• [DATA PROVIDED]
════════

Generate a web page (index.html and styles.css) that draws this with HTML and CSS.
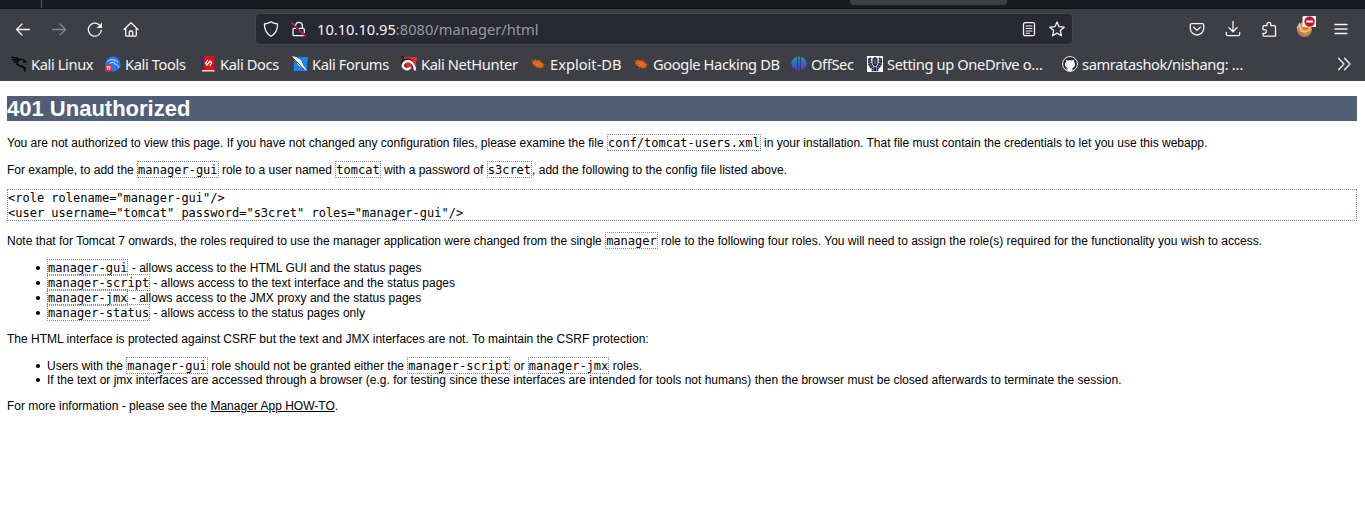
FILE: index.html
```
<!DOCTYPE html>
<html lang="en">
<head>
<meta charset="utf-8">
<title>401 Unauthorized</title>
<link rel="stylesheet" href="styles.css">
</head>
<body>
<header class="chrome">
  <div class="tabstrip"><span class="tab-divider"></span><span class="tab-pill"></span></div>
  <nav class="toolbar">
    <div class="nav-buttons">
      <svg class="icon" viewBox="0 0 16 16"><path d="M14.500 8.500H1.500M7 3 1.500 8.500 7 14"/></svg>
      <svg class="icon dim" viewBox="0 0 16 16"><path d="M1.500 8.500h13M9 3l5.500 5.500L9 14"/></svg>
      <svg class="icon" viewBox="0 0 16 16"><path d="M14.300 9.500A6.500 6.500 0 1 1 12.300 3.900"/><path class="solid" d="M15 1.500v5.500H9.500z"/></svg>
      <svg class="icon" viewBox="0 0 16 16"><path d="M1 8.500 8 1.700l7 6.800M2.700 7.300v7q0 .8.800.8h9q.8 0 .8-.8v-7M6.300 15v-4q0-1 1-1h1.400q1 0 1 1v4"/></svg>
    </div>
    <div class="urlbar">
      <svg class="icon shield" viewBox="0 0 16 16"><path d="M8 .8C6 2.300 3.800 2.700 1.400 3c0 5.300 1.600 9.500 6.600 12.200C13 12.500 14.600 8.300 14.600 3 12.200 2.700 10 2.300 8 .8z"/></svg>
      <svg class="icon lock" viewBox="0 0 16 16"><path d="M4.600 4.200a3.500 3.500 0 0 1 6.800-.2V7M8.500 7.300H12q1.300 0 1.300 1.300v3M4.500 7.300H3.300Q2 7.300 2 8.600v4.800q0 1.300 1.300 1.300h9"/><path class="slash" d="M1 2 14.500 15.500"/></svg>
      <span class="url">10.10.10.95<span class="url-rest">:8080/manager/html</span></span>
      <svg class="icon reader" viewBox="0 0 16 16"><rect x="2.500" y="1.700" width="11" height="13" rx="1.500"/><path d="M5 5h6M5 7.500h6M5 10h6M5 12.300h3.500" stroke-width="1.100"/></svg>
      <svg class="icon star" viewBox="0 0 16 16"><path d="m8 1 2.100 4.700 5.100.5-3.900 3.400 1.200 5.200L8 12.100l-4.500 2.700 1.200-5.200L.8 6.200l5.100-.5z"/></svg>
    </div>
    <div class="tools">
      <svg class="icon" viewBox="0 0 16 16"><path d="M2.700 2.700h10.600q1.400 0 1.400 1.400v3.200a6.700 6.700 0 0 1-13.400 0V4.100q0-1.400 1.400-1.400zM4.700 6.300 8 9.400l3.300-3.100"/></svg>
      <svg class="icon" viewBox="0 0 16 16"><path d="M8 .5v10M4 6.800l4 4 4-4M1.300 11.500v1.700q0 1.500 1.500 1.500h10.400q1.500 0 1.500-1.500v-1.700"/></svg>
      <svg class="icon" viewBox="0 0 16 16"><path d="M2 5.500q0-1.200 1.200-1.200H6V3a1.900 1.900 0 0 1 3.800 0v1.300h3.500q1.200 0 1.200 1.200v9.300H3q-1 0-1-1V12h1.500a1.800 1.800 0 0 0 0-3.600H2z" transform="translate(0 .3)"/></svg>
      <svg class="fox" viewBox="0 0 20 22"><circle cx="8.500" cy="13.500" r="7.500" fill="#c98a50"/><path d="M3 17q4 4 9 2l3-5" fill="none" stroke="#8b8178" stroke-width="1.300"/><path d="m3 9 5 1h6l1 5-4 2-5-1-3-3z" fill="#ff981f"/><path d="M1 12.500 3.500 8l2 7q5 2 7-1l2-3" fill="none" stroke="#d9d0bf" stroke-width="1.300"/><path d="m7 12 4 1 1-1" fill="none" stroke="#b85e1c"/><rect x="6.500" y="0" width="14" height="11" rx="1.500" fill="#fff"/><circle cx="13.600" cy="5.500" r="5.200" fill="#c5142f"/><path d="M10.300 5.500h6.600" stroke="#fff" stroke-width="2"/></svg>
      <svg class="icon" viewBox="0 0 16 16"><path d="M2 3.500h12M2 8h12M2 12.500h12"/></svg>
    </div>
  </nav>
  <div class="bookmarks">
    <span class="bm"><svg class="fav" viewBox="0 0 16 16"><g fill="none" stroke="#08090b" stroke-width="1.400"><path d="M0 1.500c3-.5 6 .2 8.500 2M1 4c3-1.200 5-.9 7.500-.3M3 7c1-2 3-3 5-3"/><path d="M8 3.500c3-.8 4.700.1 6.500 2.200l-2.300.2M8.500 4C5 5.500 5 8.800 8.500 9.500s5 1.500 5.500 6M9 10l4 1.500 2 .5" stroke-width="1.700"/></g></svg>Kali Linux</span>
    <span class="bm"><svg class="fav" viewBox="0 0 16 16"><circle cx="8" cy="8" r="7.500" fill="#2777f4"/><path d="M2.500 5.500C5 3 9 3 13 6M5 7.500c3-2 6-1 4.500.5 3 0 4 2 4.500 4" fill="none" stroke="#d5e7ff" stroke-width="1"/><circle cx="3.500" cy="12" r="3.700" fill="#ed2932"/><path d="M1.500 10.700h4M2.700 10.700V14M4.700 10.700V14" stroke="#fff" stroke-width=".9"/></svg>Kali Tools</span>
    <span class="bm"><svg class="fav" viewBox="0 0 16 16"><path d="M2 0h12.500v15.500H2z" fill="#df1015"/><path d="M2 0h1.600v13H2z" fill="#17337c"/><path d="M2.300 14h12.200v1.500H2z" fill="#e8dfdf"/><path d="M7 5 5.500 7.300 7 9l3-4 1.800 1.800L10.300 9M7 4.500h1M9.500 9.500h1" fill="none" stroke="#fff" stroke-width="1.300"/></svg>Kali Docs</span>
    <span class="bm"><svg class="fav" viewBox="0 0 16 16"><path d="M1.500 1H16l-1.500 14H2z" fill="#1685f2"/><path d="M0 0c4 1 7 2 9.500 5l2 5 4 5-5-3-4-2.500L3 5z" fill="#f3f5f6"/><path d="M0 1l8 8 4 5M1 4l4 3" fill="none" stroke="#222b38" stroke-width=".8"/></svg>Kali Forums</span>
    <span class="bm"><svg class="fav" viewBox="0 0 16 16"><path d="M3 1h13l-2 12H6z" fill="#ef2933"/><path d="M1.500 10C1 3.500 8 2 11 6.500c2 3 1 5 3 7" fill="none" stroke="#111" stroke-width="3"/><path d="M14 14.500C14 10 11 5 7 5S0 9.500 3 12s6 1 6-1" fill="none" stroke="#f5f5f5" stroke-width="2.400"/><path d="M0 1h3M1 3h2" stroke="#111"/></svg>Kali NetHunter</span>
    <span class="bm loose"><svg class="fav" viewBox="0 0 16 16"><ellipse cx="8" cy="8" rx="6" ry="3.400" transform="rotate(25 8 8)" fill="#ef6815"/><path d="m5 3 2 3m3-3 1 4M2 9l4-1m0 5 2-3m2 3 1-3m1-2 4 .5M1 4l4 2m7 4 2 2" stroke="#a4522a" stroke-width=".8"/></svg>Exploit-DB</span>
    <span class="bm"><svg class="fav" viewBox="0 0 16 16"><ellipse cx="8" cy="8" rx="6" ry="3.400" transform="rotate(25 8 8)" fill="#ef6815"/><path d="m5 3 2 3m3-3 1 4M2 9l4-1m0 5 2-3m2 3 1-3m1-2 4 .5M1 4l4 2m7 4 2 2" stroke="#a4522a" stroke-width=".8"/></svg>Google Hacking DB</span>
    <span class="bm"><svg class="fav" viewBox="0 0 16 16"><defs><linearGradient id="os" gradientUnits="userSpaceOnUse" x1="0" y1="0" x2="0" y2="16"><stop stop-color="#17a7b5"/><stop offset=".5" stop-color="#3268c6"/><stop offset="1" stop-color="#6721d8"/></linearGradient></defs><path d="M6 1v13C-1.500 12-1.500 3 6 1zM10 1v13c7.500-2 7.500-11 0-13zM7.200.5h1.600v15H7.200z" fill="url(#os)"/></svg>OffSec</span>
    <span class="bm"><svg class="fav" viewBox="0 0 16 16"><path d="M0 0h16v16H0z" fill="#fff"/><path d="M2 2.500C1 8 3 13 8 13s7-5 6-10.500M3.500 1.500C3 6 4 10 6.500 11.500m6-10C13 6 12 10 9.500 11.500M8 11v4M4.500 14.500h7" fill="none" stroke="#171a3d" stroke-width="1.700" stroke-dasharray="2.200 .4"/><path d="M5.500 2.500 8 1l2.500 1.500V8L8 11 5.500 8z" fill="#171a3d"/><path d="M7.200 3v5m1.600-5v5" stroke="#a9adbf" stroke-width=".6"/></svg>Setting up OneDrive o…</span>
    <span class="bm"><svg class="fav" viewBox="0 0 16 16"><circle cx="8" cy="8" r="7.400" fill="#202126" stroke="#f5f5f6"/><path d="M5.700 14.700v-2.200c-2 .5-2.300-1-3-1.300M5.500 12c-3-.8-3.200-4.500-1.700-6V3.500l2.200 1c1.300-.4 2.700-.4 4 0l2.200-1V6c1.500 1.500 1.300 5.200-1.700 6v3H5.500z" fill="#f5f5f6"/></svg>samratashok/nishang: …</span>
    <svg class="icon more" viewBox="0 0 16 16"><path d="m2.500 2.300 5.500 5.700-5.500 5.700M8.500 2.300 14 8l-5.500 5.700"/></svg>
  </div>
</header>
<main class="page">
  <h1>401 Unauthorized</h1>
  <p>You are not authorized to view this page. If you have not changed any configuration files, please examine the file <code>conf/tomcat-users.xml</code> in your installation. That file must contain the credentials to let you use this webapp.</p>
  <p>For example, to add the <code>manager-gui</code> role to a user named <code>tomcat</code> with a password of <code>s3cret</code>, add the following to the config file listed above.</p>
<pre>&lt;role rolename="manager-gui"/&gt;
&lt;user username="tomcat" password="s3cret" roles="manager-gui"/&gt;</pre>
  <p>Note that for Tomcat 7 onwards, the roles required to use the manager application were changed from the single <code>manager</code> role to the following four roles. You will need to assign the role(s) required for the functionality you wish to access.</p>
  <ul>
    <li><code>manager-gui</code> - allows access to the HTML GUI and the status pages</li>
    <li><code>manager-script</code> - allows access to the text interface and the status pages</li>
    <li><code>manager-jmx</code> - allows access to the JMX proxy and the status pages</li>
    <li><code>manager-status</code> - allows access to the status pages only</li>
  </ul>
  <p>The HTML interface is protected against CSRF but the text and JMX interfaces are not. To maintain the CSRF protection:</p>
  <ul>
    <li>Users with the <code>manager-gui</code> role should not be granted either the <code>manager-script</code> or <code>manager-jmx</code> roles.</li>
    <li>If the text or jmx interfaces are accessed through a browser (e.g. for testing since these interfaces are intended for tools not humans) then the browser must be closed afterwards to terminate the session.</li>
  </ul>
  <p>For more information - please see the <a href="#">Manager App HOW-TO</a>.</p>
</main>
</body>
</html>
```
FILE: styles.css
```
body { margin: 0; background: #fff; color: #000; font: 12px/14px "Liberation Sans", Arial, sans-serif; overflow: hidden; }
.chrome { height: 81px; background: #3e3f44; color: #f5f5f6; font-family: "Noto Sans", sans-serif; }
.tabstrip { height: 9px; box-sizing: border-box; background: #1a1c24; border-bottom: 1px solid #101116; display: flex; }
.tab-divider { width: 1px; height: 8px; margin-left: 41px; background: #55565c; }
.tab-pill { width: 157px; height: 5px; margin-left: 808px; background: #3e3f44; border-radius: 0 0 4px 4px; }
.toolbar { height: 40px; display: flex; align-items: center; }
.icon { width: 16px; height: 16px; flex: none; fill: none; stroke: #f5f5f6; stroke-width: 1.3; stroke-linecap: round; stroke-linejoin: round; }
.icon.dim { stroke: #86878b; }
.icon .solid { fill: #f5f5f6; stroke: none; }
.icon .slash { stroke: #e3204c; stroke-width: 1.4; }
.nav-buttons { display: flex; gap: 20px; width: 240px; padding-left: 15px; }
.urlbar { box-sizing: border-box; width: 818px; height: 32px; display: flex; align-items: center; background: #282934; border: 1px solid #45464f; border-radius: 4px; padding: 0 7px; }
.lock { margin-left: 12px; }
.url { margin-left: 10px; flex: 1; font-size: 14.67px; line-height: 20px; white-space: nowrap; }
.url-rest { color: #98999e; }
.star { margin-left: 12px; }
.tools { display: flex; align-items: center; margin-left: 116px; gap: 20px; }
.fox { width: 20px; height: 22px; margin: -4px -3px 0 -1px; }
.bookmarks { height: 32px; box-sizing: border-box; border-bottom: 1px solid #47474d; display: grid; grid-template-columns: 94px 95px 92px 109px 129px 103px 158px 76px 195px 274px 16px; align-items: center; padding: 0 0 1px 11px; }
.bm { display: flex; align-items: center; gap: 4px; font-size: 14.67px; line-height: 20px; letter-spacing: -.38px; white-space: nowrap; }
.bm.loose { letter-spacing: 0; }
.fav { width: 16px; height: 16px; flex: none; }
.page { padding: 15px 8px 0 7px; }
h1 { margin: 0 0 14px; background: #525d76; color: #fff; font-size: 22px; line-height: 25px; }
p, pre, ul { margin: 0 0 12px; }
p:has(code), li:has(code) { padding-top: 1px; }
ul { padding-left: 40px; list-style: none; }
li::before { content: ""; display: inline-block; width: 4px; height: 4px; margin: 0 7px 2px -11px; border-radius: 50%; background: #000; }
code, pre { border: 1px dotted #8188a0; font: 12px/14px "DejaVu Sans Mono", monospace; }
code { padding-top: 1px; }
pre { height: 29px; padding-top: 1px; line-height: 15px; }
a { color: #000; }
```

════════

• [DIRECTION] Filter lines by "styles" and return each hit.

• [RESPONSE TO THIS TASK]
Generate a web page (index.html and styles.css) that draws this with HTML and CSS.
<link rel="stylesheet" href="styles.css">
FILE: styles.css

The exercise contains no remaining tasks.